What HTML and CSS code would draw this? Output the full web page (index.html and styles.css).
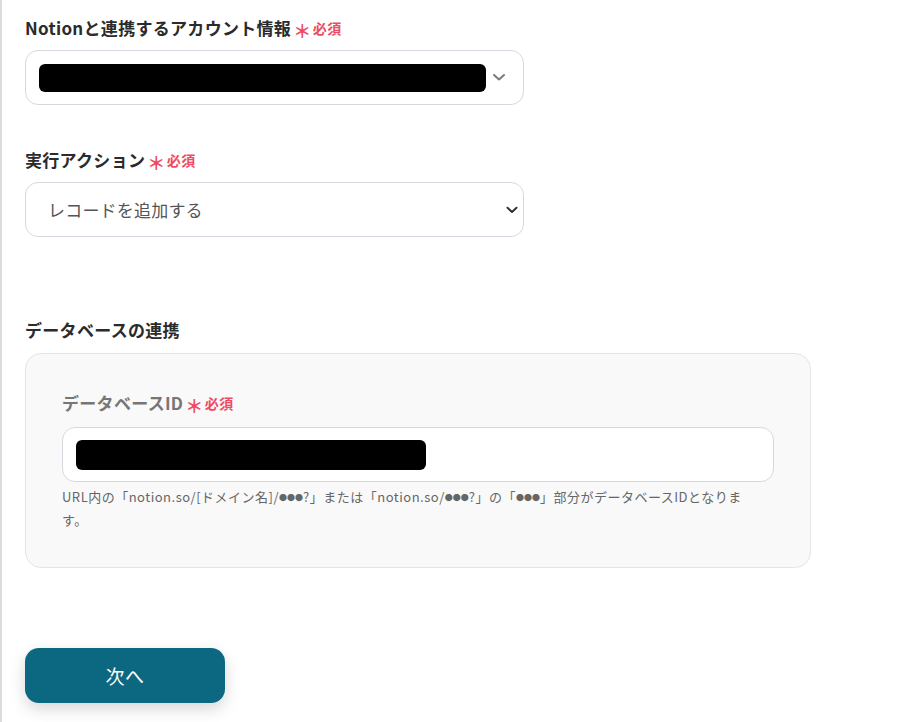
FILE: index.html
```html
<!DOCTYPE html>
<html lang="ja">
<head>
<meta charset="utf-8">
<title>Notion設定</title>
<link rel="stylesheet" href="styles.css">
</head>
<body>
<div class="page">
  <section class="field field-first">
    <div class="label">Notionと連携するアカウント情報<span class="req"><span class="ast">＊</span>必須</span></div>
    <div class="control">
      <span class="redact redact-account"></span>
      <svg class="chev chev-light" width="14" height="9" viewBox="0 0 14 9"><path d="M2 2 L7 6.5 L12 2" fill="none" stroke="#7a7a7a" stroke-width="2" stroke-linecap="round" stroke-linejoin="round"/></svg>
    </div>
  </section>

  <section class="field field-second">
    <div class="label">実行アクション<span class="req"><span class="ast">＊</span>必須</span></div>
    <div class="control control-select">
      <span class="value">レコードを追加する</span>
      <svg class="chev chev-dark" width="12" height="8" viewBox="0 0 12 8"><path d="M1.5 1.8 L6 6 L10.5 1.8" fill="none" stroke="#333" stroke-width="2" stroke-linecap="round" stroke-linejoin="round"/></svg>
    </div>
  </section>

  <section class="field field-third">
    <div class="label">データベースの連携</div>
    <div class="panel">
      <div class="label label-muted">データベースID<span class="req"><span class="ast">＊</span>必須</span></div>
      <div class="control control-input">
        <span class="redact redact-db"></span>
      </div>
      <p class="help">URL内の「notion.so/[ドメイン名]/<span class="dots">●●●</span>?」または「notion.so/<span class="dots">●●●</span>?」の「<span class="dots">●●●</span>」部分がデータベースIDとなりま<br>す。</p>
    </div>
  </section>

  <div class="actions">
    <button class="btn-next" type="button">次へ</button>
  </div>
</div>
</body>
</html>
```

FILE: styles.css
```css
html, body {
  margin: 0;
  padding: 0;
  background: #ffffff;
}

body {
  font-family: "Noto Sans CJK JP", "Noto Sans", sans-serif;
  color: #2b2b2b;
}

.page {
  box-sizing: border-box;
  min-height: 722px;
  border-left: 2px solid #dcdcdc;
  padding: 16px 0 0 23px;
}

.field {
  display: flex;
  flex-direction: column;
  gap: 10px;
}

.field-second {
  margin-top: 43px;
}

.field-third {
  margin-top: 81px;
  gap: 11px;
}

.label {
  display: flex;
  align-items: center;
  font-size: 17px;
  font-weight: 700;
  line-height: 24px;
  color: #2b2b2b;
  letter-spacing: 0.3px;
}

.label-muted {
  color: #767676;
}

.req {
  display: inline-flex;
  align-items: center;
  margin-left: 2px;
  color: #ee4b62;
  font-size: 14px;
  font-weight: 700;
  letter-spacing: 0.5px;
}

.ast {
  font-size: 18px;
  margin-right: 1px;
  position: relative;
  top: 2px;
  font-weight: 700;
}

.control {
  box-sizing: border-box;
  width: 499px;
  height: 55px;
  border: 1px solid #d5d9df;
  border-radius: 13px;
  background: #ffffff;
  display: flex;
  align-items: center;
  padding: 0 13px;
}

.control-select {
  padding: 0 0 0 22px;
  justify-content: space-between;
}

.control-select .chev {
  margin-right: 5px;
}

.value {
  font-size: 17px;
  color: #555555;
  line-height: 24px;
  letter-spacing: 0.2px;
}

.redact {
  display: block;
  background: #000000;
  border-radius: 6px;
}

.redact-account {
  width: 447px;
  height: 28px;
}

.chev-light {
  margin-left: 6px;
}

.panel {
  box-sizing: border-box;
  width: 786px;
  height: 215px;
  background: #f9f9f9;
  border: 1px solid #e5e5e5;
  border-radius: 16px;
  padding: 37px 36px 0 36px;
  display: flex;
  flex-direction: column;
}

.panel .control-input {
  width: 712px;
  margin-top: 12px;
}

.redact-db {
  width: 350px;
  height: 30px;
}

.help {
  margin: 4px 0 0 0;
  font-size: 13px;
  line-height: 22px;
  color: #666666;
  letter-spacing: 0.5px;
}

.dots {
  font-size: 8px;
  letter-spacing: 0;
  vertical-align: 1px;
}

.actions {
  margin-top: 80px;
}

.btn-next {
  width: 200px;
  height: 55px;
  border: none;
  border-radius: 14px;
  background: #0b6880;
  color: #ffffff;
  font-family: "Noto Sans CJK JP", "Noto Sans", sans-serif;
  font-size: 19px;
  font-weight: 400;
  letter-spacing: 0.5px;
  box-shadow: 0 6px 16px rgba(0, 0, 0, 0.16);
  cursor: pointer;
}
```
━━━━━━━━━━━━━━━━━━━━
» TASK STATEMENT
Make an exact copy of all the material, but keep the pictures out of it.

» TASK OUTPUT
What HTML and CSS code would draw this? Output the full web page (index.html and styles.css).
FILE: index.html
```html
<!DOCTYPE html>
<html lang="ja">
<head>
<meta charset="utf-8">
<title>Notion設定</title>
<link rel="stylesheet" href="styles.css">
</head>
<body>
<div class="page">
  <section class="field field-first">
    <div class="label">Notionと連携するアカウント情報<span class="req"><span class="ast">＊</span>必須</span></div>
    <div class="control">
      <span class="redact redact-account"></span>
      <svg class="chev chev-light" width="14" height="9" viewBox="0 0 14 9"><path d="M2 2 L7 6.5 L12 2" fill="none" stroke="#7a7a7a" stroke-width="2" stroke-linecap="round" stroke-linejoin="round"/></svg>
    </div>
  </section>

  <section class="field field-second">
    <div class="label">実行アクション<span class="req"><span class="ast">＊</span>必須</span></div>
    <div class="control control-select">
      <span class="value">レコードを追加する</span>
      <svg class="chev chev-dark" width="12" height="8" viewBox="0 0 12 8"><path d="M1.5 1.8 L6 6 L10.5 1.8" fill="none" stroke="#333" stroke-width="2" stroke-linecap="round" stroke-linejoin="round"/></svg>
    </div>
  </section>

  <section class="field field-third">
    <div class="label">データベースの連携</div>
    <div class="panel">
      <div class="label label-muted">データベースID<span class="req"><span class="ast">＊</span>必須</span></div>
      <div class="control control-input">
        <span class="redact redact-db"></span>
      </div>
      <p class="help">URL内の「notion.so/[ドメイン名]/<span class="dots">●●●</span>?」または「notion.so/<span class="dots">●●●</span>?」の「<span class="dots">●●●</span>」部分がデータベースIDとなりま<br>す。</p>
    </div>
  </section>

  <div class="actions">
    <button class="btn-next" type="button">次へ</button>
  </div>
</div>
</body>
</html>
```

FILE: styles.css
```css
html, body {
  margin: 0;
  padding: 0;
  background: #ffffff;
}

body {
  font-family: "Noto Sans CJK JP", "Noto Sans", sans-serif;
  color: #2b2b2b;
}

.page {
  box-sizing: border-box;
  min-height: 722px;
  border-left: 2px solid #dcdcdc;
  padding: 16px 0 0 23px;
}

.field {
  display: flex;
  flex-direction: column;
  gap: 10px;
}

.field-second {
  margin-top: 43px;
}

.field-third {
  margin-top: 81px;
  gap: 11px;
}

.label {
  display: flex;
  align-items: center;
  font-size: 17px;
  font-weight: 700;
  line-height: 24px;
  color: #2b2b2b;
  letter-spacing: 0.3px;
}

.label-muted {
  color: #767676;
}

.req {
  display: inline-flex;
  align-items: center;
  margin-left: 2px;
  color: #ee4b62;
  font-size: 14px;
  font-weight: 700;
  letter-spacing: 0.5px;
}

.ast {
  font-size: 18px;
  margin-right: 1px;
  position: relative;
  top: 2px;
  font-weight: 700;
}

.control {
  box-sizing: border-box;
  width: 499px;
  height: 55px;
  border: 1px solid #d5d9df;
  border-radius: 13px;
  background: #ffffff;
  display: flex;
  align-items: center;
  padding: 0 13px;
}

.control-select {
  padding: 0 0 0 22px;
  justify-content: space-between;
}

.control-select .chev {
  margin-right: 5px;
}

.value {
  font-size: 17px;
  color: #555555;
  line-height: 24px;
  letter-spacing: 0.2px;
}

.redact {
  display: block;
  background: #000000;
  border-radius: 6px;
}

.redact-account {
  width: 447px;
  height: 28px;
}

.chev-light {
  margin-left: 6px;
}

.panel {
  box-sizing: border-box;
  width: 786px;
  height: 215px;
  background: #f9f9f9;
  border: 1px solid #e5e5e5;
  border-radius: 16px;
  padding: 37px 36px 0 36px;
  display: flex;
  flex-direction: column;
}

.panel .control-input {
  width: 712px;
  margin-top: 12px;
}

.redact-db {
  width: 350px;
  height: 30px;
}

.help {
  margin: 4px 0 0 0;
  font-size: 13px;
  line-height: 22px;
  color: #666666;
  letter-spacing: 0.5px;
}

.dots {
  font-size: 8px;
  letter-spacing: 0;
  vertical-align: 1px;
}

.actions {
  margin-top: 80px;
}

.btn-next {
  width: 200px;
  height: 55px;
  border: none;
  border-radius: 14px;
  background: #0b6880;
  color: #ffffff;
  font-family: "Noto Sans CJK JP", "Noto Sans", sans-serif;
  font-size: 19px;
  font-weight: 400;
  letter-spacing: 0.5px;
  box-shadow: 0 6px 16px rgba(0, 0, 0, 0.16);
  cursor: pointer;
}
```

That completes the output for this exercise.